Mais les billets étaient-ils chers ? D’après les données de 1990, un aller simple Moscou-Sotchi coûtait 31 roubles (équivalent à environ 3 400 roubles actuels, soit 46 euros), un Moscou-Leningrad 18 roubles (25 euros) et un Moscou-Vladivostok 134 roubles (197 euros). Des prix qui sont donc comparables aux tarifs actuels. Toutefois, le salaire moyen d’un spécialiste étant de 170 roubles, les Soviétiques ne pouvaient pas tous se permettre de prendre l’avion.  

Le prix du billet comprenait un repas (servi dans des assiettes en porcelaine) et les bagages : le passager pouvait transporter gratuitement un bagage à main et une valise de 20 kg en soute.
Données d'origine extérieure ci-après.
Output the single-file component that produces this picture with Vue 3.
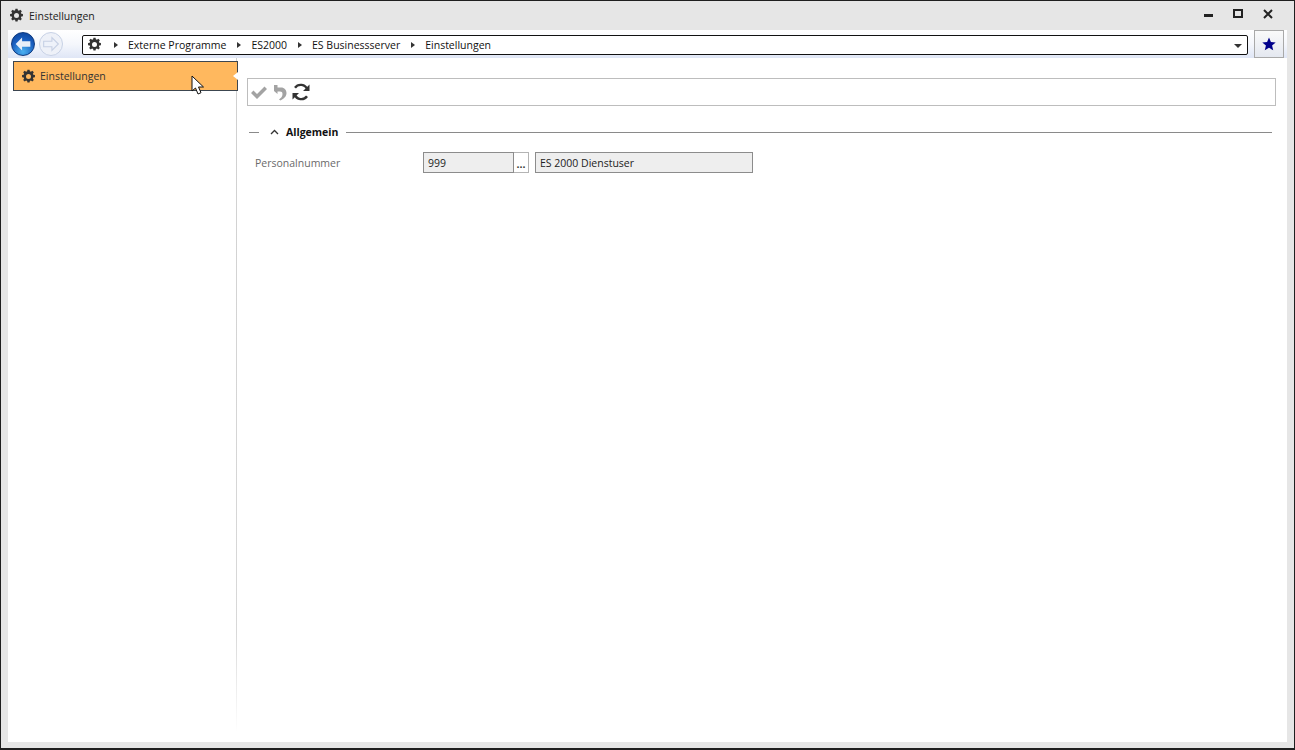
<script setup>
const crumbs = ['Externe Programme', 'ES2000', 'ES Businessserver', 'Einstellungen']
const gear = 'M10.3 1h3.4l.5 2.6 1.7.7 2.2-1.5 2.4 2.4-1.5 2.2.7 1.7 2.6.5v3.4l-2.6.5-.7 1.7 1.5 2.2-2.4 2.4-2.2-1.5-1.7.7-.5 2.6h-3.4l-.5-2.6-1.7-.7-2.2 1.5-2.4-2.4 1.5-2.2-.7-1.7-2.6-.5v-3.4l2.6-.5.7-1.7-1.5-2.2 2.4-2.4 2.2 1.5 1.7-.7zM12 8a4 4 0 1 0 0 8 4 4 0 0 0 0-8z'
</script>

<template>
  <div class="window">
    <header class="titlebar">
      <svg class="title-gear" viewBox="0 0 24 24"><path :d="gear" fill-rule="evenodd" /></svg>
      <span class="title-text">Einstellungen</span>
      <div class="winbtns">
        <svg width="10" height="10" viewBox="0 0 10 10"><rect x="0" y="5" width="9" height="3" fill="#222" /></svg>
        <svg width="11" height="10" viewBox="0 0 11 10"><rect x="1" y="1" width="8" height="7" fill="none" stroke="#222" stroke-width="2" /></svg>
        <svg width="10" height="10" viewBox="0 0 10 10"><path d="M1 1l8 8M9 1l-8 8" stroke="#222" stroke-width="2" /></svg>
      </div>
    </header>

    <main class="client">
      <div class="navbar">
        <div class="round back">
          <svg width="24" height="24" viewBox="0 0 24 24"><path d="M4 12l7-7v4h9v6h-9v4z" fill="#e8eef8" /></svg>
        </div>
        <div class="round forward">
          <svg width="22" height="22" viewBox="0 0 24 24"><path d="M20 12l-7-7v4H4v6h9v4z" fill="#eef2fa" stroke="#c6d0e4" stroke-width="1.2" /></svg>
        </div>
        <div class="address">
          <svg class="addr-gear" viewBox="0 0 24 24"><path :d="gear" fill-rule="evenodd" /></svg>
          <template v-for="c in crumbs" :key="c">
            <i class="tri"></i>
            <span class="crumb">{{ c }}</span>
          </template>
          <i class="drop"></i>
        </div>
        <button class="star">
          <svg width="14" height="14" viewBox="0 0 24 24"><path d="M12 1l3.3 7.6 8.2.7-6.2 5.4 1.9 8.1L12 18.5 4.800 22.800l1.900-8.100L.5 9.300l8.200-.7z" fill="#00008b" /></svg>
        </button>
      </div>

      <div class="body">
        <aside class="side">
          <div class="item">
            <svg class="item-gear" viewBox="0 0 24 24"><path :d="gear" fill-rule="evenodd" /></svg>
            <span>Einstellungen</span>
            <i class="notch"></i>
            <svg class="cursor" width="14" height="20" viewBox="0 0 14 20"><path d="M1 1v15l3.500-3 2.500 6 3-1.300-2.500-5.700H12.500z" fill="#fff" stroke="#111" stroke-width="1" /></svg>
          </div>
        </aside>

        <section class="content">
          <div class="toolbar">
            <svg width="20" height="20" viewBox="0 0 20 20"><path d="M2 11l2.500-2.500L8 12l7.500-7.500L18 7l-10 10z" fill="#a3a3a3" /></svg>
            <svg width="18" height="20" viewBox="0 0 18 20"><path d="M3 3h3.500v2.500H10c3.500 0 5.500 2.500 5.500 5.500 0 3.500-2.500 5.500-6 7.500l-1.500-1c2-1.500 3.500-3 3.500-5.500 0-1.800-1-2.500-2.500-2.500H6.500v2.500L3 9z" fill="#a3a3a3" /></svg>
            <svg width="20" height="20" viewBox="0 0 20 20"><path d="M16.300 7.500A7 7 0 0 0 4 5.800M3.700 12.500A7 7 0 0 0 16 14.200" fill="none" stroke="#333" stroke-width="2.400" /><path d="M18.500 2.500v6.500H12zM1.500 17.500V11H8z" fill="#333" /></svg>
          </div>

          <div class="group-head">
            <span class="dash"></span>
            <svg class="chev" width="9" height="6" viewBox="0 0 9 6"><path d="M1 5l3.500-3.500L8 5" fill="none" stroke="#333" stroke-width="1.300" /></svg>
            <strong>Allgemein</strong>
            <span class="rule"></span>
          </div>

          <div class="form-row">
            <label>Personalnummer</label>
            <div class="field short">999</div>
            <div class="dots">...</div>
            <div class="field long">ES 2000 Dienstuser</div>
          </div>
        </section>
      </div>
    </main>
  </div>
</template>

<style>
html, body { margin: 0; background: #e6e6e6; overflow: hidden; }
</style>

<style scoped>
.window {
  width: 1295px;
  height: 750px;
  box-sizing: border-box;
  border: solid #1f1f1f;
  border-width: 1px 1px 2px 1px;
  background: #e6e6e6;
  display: flex;
  flex-direction: column;
  font-family: "Open Sans", "Noto Sans", sans-serif;
  font-size: 10.5px;
  color: #222;
}
.titlebar {
  height: 29px;
  flex: none;
  display: flex;
  align-items: center;
  padding-left: 8px;
}
.title-gear { width: 15px; height: 15px; fill: #333; margin-right: 5px; }
.title-text { color: #222; }
.winbtns {
  margin-left: auto;
  display: flex;
  align-items: center;
  gap: 19px;
  margin-right: 21px;
  margin-top: -4px;
}
.client {
  flex: 1;
  margin: 0 7px 6px 7px;
  background: #fff;
  display: flex;
  flex-direction: column;
  min-height: 0;
}
.navbar {
  height: 28px;
  flex: none;
  display: flex;
  align-items: center;
  padding-left: 3px;
  background: linear-gradient(#fff, #f5f7fc 50%, #dfe6f6);
}
.round {
  border-radius: 50%;
  box-sizing: border-box;
  display: flex;
  align-items: center;
  justify-content: center;
  flex: none;
}
.back {
  width: 24px;
  height: 24px;
  background: radial-gradient(circle at 50% 85%, #4ab0f0, #1a5fc0 55%, #0b3f96);
  border: 1px solid #0e3a80;
}
.back svg { width: 22px; height: 22px; }
.forward {
  width: 24px;
  height: 24px;
  margin-left: 4px;
  background: #eef1f8;
  border: 1px solid #c8d2e6;
}
.address {
  margin-left: 19px;
  margin-top: 1px;
  width: 1166px;
  height: 20px;
  box-sizing: border-box;
  border: 1px solid #111;
  border-radius: 2px;
  background: #fff;
  display: flex;
  align-items: center;
  padding-left: 4px;
  position: relative;
  color: #111;
}
.addr-gear { width: 15px; height: 15px; fill: #333; }
.tri {
  width: 0;
  height: 0;
  border-left: 4px solid #333;
  border-top: 3.500px solid transparent;
  border-bottom: 3.500px solid transparent;
  margin: 1px 10px 0 12px;
}
.crumb + .tri { margin-left: 11px; }
.drop {
  position: absolute;
  right: 5px;
  top: 8px;
  width: 0;
  height: 0;
  border-top: 4px solid #333;
  border-left: 4px solid transparent;
  border-right: 4px solid transparent;
}
.star {
  margin-left: 6px;
  width: 30px;
  height: 28px;
  box-sizing: border-box;
  padding: 0;
  border: 1px solid #a9a9a9;
  background: linear-gradient(#fafafa, #e4e8f0);
  display: flex;
  align-items: center;
  justify-content: center;
}
.body { flex: 1; display: flex; min-height: 0; }
.side {
  width: 229px;
  flex: none;
  padding: 3px 0 0 5px;
  box-sizing: border-box;
  border-right: 1px solid;
  border-image: linear-gradient(#d0d0d0, #d8d8d8 85%, #fff) 1;
  margin-bottom: 10px;
}
.item {
  width: 225px;
  height: 30px;
  box-sizing: border-box;
  border: 1px solid #3c4650;
  background: #ffb85e;
  display: flex;
  align-items: center;
  padding-left: 7px;
  gap: 4px;
  position: relative;
  color: #333;
}
.item-gear { width: 15px; height: 15px; fill: #333; }
.notch {
  position: absolute;
  right: -1px;
  top: 10px;
  width: 0;
  height: 0;
  border-right: 5px solid #fff;
  border-top: 4px solid transparent;
  border-bottom: 4px solid transparent;
}
.cursor { position: absolute; left: 177px; top: 13px; }
.content { flex: 1; padding: 20px 10px 0 10px; min-width: 0; }
.toolbar {
  height: 28px;
  width: 1029px;
  box-sizing: border-box;
  border: 1px solid #bdbdbd;
  display: flex;
  align-items: center;
  padding-left: 1px;
  gap: 2px;
}
.group-head {
  margin-top: 19px;
  height: 14px;
  display: flex;
  align-items: center;
  padding-left: 2px;
  width: 1023px;
}
.dash { width: 10px; height: 1px; background: #8a8a8a; flex: none; }
.chev { margin-left: 11px; flex: none; }
.group-head strong { margin-left: 7px; font-weight: 700; color: #111; font-size: 10.5px; }
.rule { flex: 1; height: 1px; background: #8a8a8a; margin-left: 8px; }
.form-row {
  display: flex;
  align-items: center;
  margin-top: 13px;
  height: 21px;
}
.form-row label { width: 176px; padding-left: 8px; box-sizing: border-box; color: #6a6a6a; flex: none; }
.field {
  height: 21px;
  box-sizing: border-box;
  border: 1px solid #8c8c8c;
  background: #eeeeee;
  display: flex;
  align-items: center;
  padding-left: 4px;
  color: #222;
}
.short { width: 91px; }
.dots {
  width: 15px;
  height: 21px;
  box-sizing: border-box;
  border: 1px solid #b4b4b4;
  border-left: none;
  text-align: center;
  line-height: 22px;
  font-weight: 700;
  color: #333;
  letter-spacing: 0;
}
.long { width: 218px; margin-left: 6px; }
</style>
Le poids autorisé pour les passagers voyageant à bord des avions de taille moyenne et d’hélicoptères était limité à 10 kg.

Si les enfants de moins de cinq ans pouvaient voyager gratuitement, ceux âgés de 6 à 12 ans bénéficiaient d’une réduction de 50%. Pendant l’année scolaire - de septembre à mai - la même réduction s’appliquait à tous les écoliers et étudiants. Enfin, les anciens combattants avaient droits à deux vols complètement gratuits par an.
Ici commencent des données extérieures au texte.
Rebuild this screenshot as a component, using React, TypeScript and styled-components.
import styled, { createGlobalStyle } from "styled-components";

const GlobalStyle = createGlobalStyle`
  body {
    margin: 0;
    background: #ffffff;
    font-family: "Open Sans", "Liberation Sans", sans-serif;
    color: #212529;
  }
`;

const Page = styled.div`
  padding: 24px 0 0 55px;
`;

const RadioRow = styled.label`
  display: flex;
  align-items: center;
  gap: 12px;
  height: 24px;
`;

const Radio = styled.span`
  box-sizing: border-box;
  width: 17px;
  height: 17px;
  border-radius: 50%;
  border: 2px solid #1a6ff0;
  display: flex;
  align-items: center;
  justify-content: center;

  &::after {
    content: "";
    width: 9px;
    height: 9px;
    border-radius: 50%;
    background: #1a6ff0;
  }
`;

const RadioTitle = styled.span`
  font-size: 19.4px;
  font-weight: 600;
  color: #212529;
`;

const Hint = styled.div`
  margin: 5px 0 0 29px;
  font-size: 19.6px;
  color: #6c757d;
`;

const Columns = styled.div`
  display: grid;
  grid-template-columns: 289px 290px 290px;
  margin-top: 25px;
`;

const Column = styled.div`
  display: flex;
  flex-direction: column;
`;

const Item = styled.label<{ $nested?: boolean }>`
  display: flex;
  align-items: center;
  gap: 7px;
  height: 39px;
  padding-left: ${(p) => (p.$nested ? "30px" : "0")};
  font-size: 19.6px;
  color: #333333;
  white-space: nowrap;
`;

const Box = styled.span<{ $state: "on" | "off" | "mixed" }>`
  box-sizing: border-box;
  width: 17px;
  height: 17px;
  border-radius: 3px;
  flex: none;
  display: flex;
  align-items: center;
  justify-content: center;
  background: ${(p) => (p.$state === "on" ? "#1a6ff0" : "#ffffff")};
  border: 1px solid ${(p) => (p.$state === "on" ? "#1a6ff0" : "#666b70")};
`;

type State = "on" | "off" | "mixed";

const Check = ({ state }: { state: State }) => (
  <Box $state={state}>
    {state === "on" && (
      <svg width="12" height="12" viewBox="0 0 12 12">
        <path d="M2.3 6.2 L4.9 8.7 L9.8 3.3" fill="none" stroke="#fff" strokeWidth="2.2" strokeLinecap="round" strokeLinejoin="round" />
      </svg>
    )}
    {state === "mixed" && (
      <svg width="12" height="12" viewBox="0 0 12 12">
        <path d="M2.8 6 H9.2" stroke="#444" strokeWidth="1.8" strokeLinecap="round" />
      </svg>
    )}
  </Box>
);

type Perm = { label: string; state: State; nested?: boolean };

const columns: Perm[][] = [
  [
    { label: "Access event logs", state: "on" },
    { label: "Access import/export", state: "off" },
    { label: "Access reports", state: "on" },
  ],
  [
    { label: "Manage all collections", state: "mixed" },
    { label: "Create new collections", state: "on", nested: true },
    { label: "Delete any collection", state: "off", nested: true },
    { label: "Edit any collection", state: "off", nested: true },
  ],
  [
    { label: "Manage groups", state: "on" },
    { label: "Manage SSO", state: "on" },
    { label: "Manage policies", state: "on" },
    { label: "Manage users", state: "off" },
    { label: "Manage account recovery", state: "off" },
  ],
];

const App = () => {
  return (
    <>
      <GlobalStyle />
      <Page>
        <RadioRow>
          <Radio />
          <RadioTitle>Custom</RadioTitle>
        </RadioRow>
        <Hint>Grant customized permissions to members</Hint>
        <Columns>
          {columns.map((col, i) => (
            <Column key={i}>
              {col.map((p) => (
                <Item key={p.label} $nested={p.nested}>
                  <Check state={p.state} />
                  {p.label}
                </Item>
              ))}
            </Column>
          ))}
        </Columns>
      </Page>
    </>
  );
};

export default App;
Une hôtesse de l’air sert des passagers à bord d’un Tu-104, 1958

Les billets étaient vendus dans les aérogares, mais il était extrêmement difficile de se procurer des places pour les vols à destinations d’Anapa ou de Sotchi, ces stations balnéaires très prisées en URSS.

Un fait curieux : jusqu’aux années 1970, on pouvait acheter un billet d’avion sans fournir de pièce d’identité. Ce n’est que lors de l’enregistrement qu’on demandait au passager de présenter son passeport.  

On pouvait s’enregistrer pour un vol aussi bien à l’aéroport qu’à l’aérogare sur l’avenue de Leningrad à Moscou. Depuis cette dernière, les passagers étaient acheminés vers les aéroports en bus. Les voitures n’étant pas nombreuses à l’époque, le trajet prenait une heure et coûtait moins d’un rouble (moins d’un euro et demi). En outre, des bus circulaient entre les quatre aéroports, ce qui était très pratique pour les passagers en transit.

Même si des vols internationaux réguliers reliant l’URSS à l’Asie, l’Europe ou les États-Unis existaient, il n’était pas facile pour un citoyen lambda de se procurer un tel billet d’avion - pour quitter le territoire du pays, les Soviétiques devaient d’abord obtenir un visa de sortie.

Pour qui ces vols existaient-ils ? Pour les hauts fonctionnaires, sportifs, artistes et touristes étrangers. D’ailleurs, le service à bord des vols internationaux d’Aeroflot se conformait pleinement aux standards occidentaux.  

Vers 1990, Aeroflot transportait plus de 140 millions de passagers par an et le pays comptait plus de 1 500 aérodromes. À ce jour, la Russie n’en possède que 300 environ.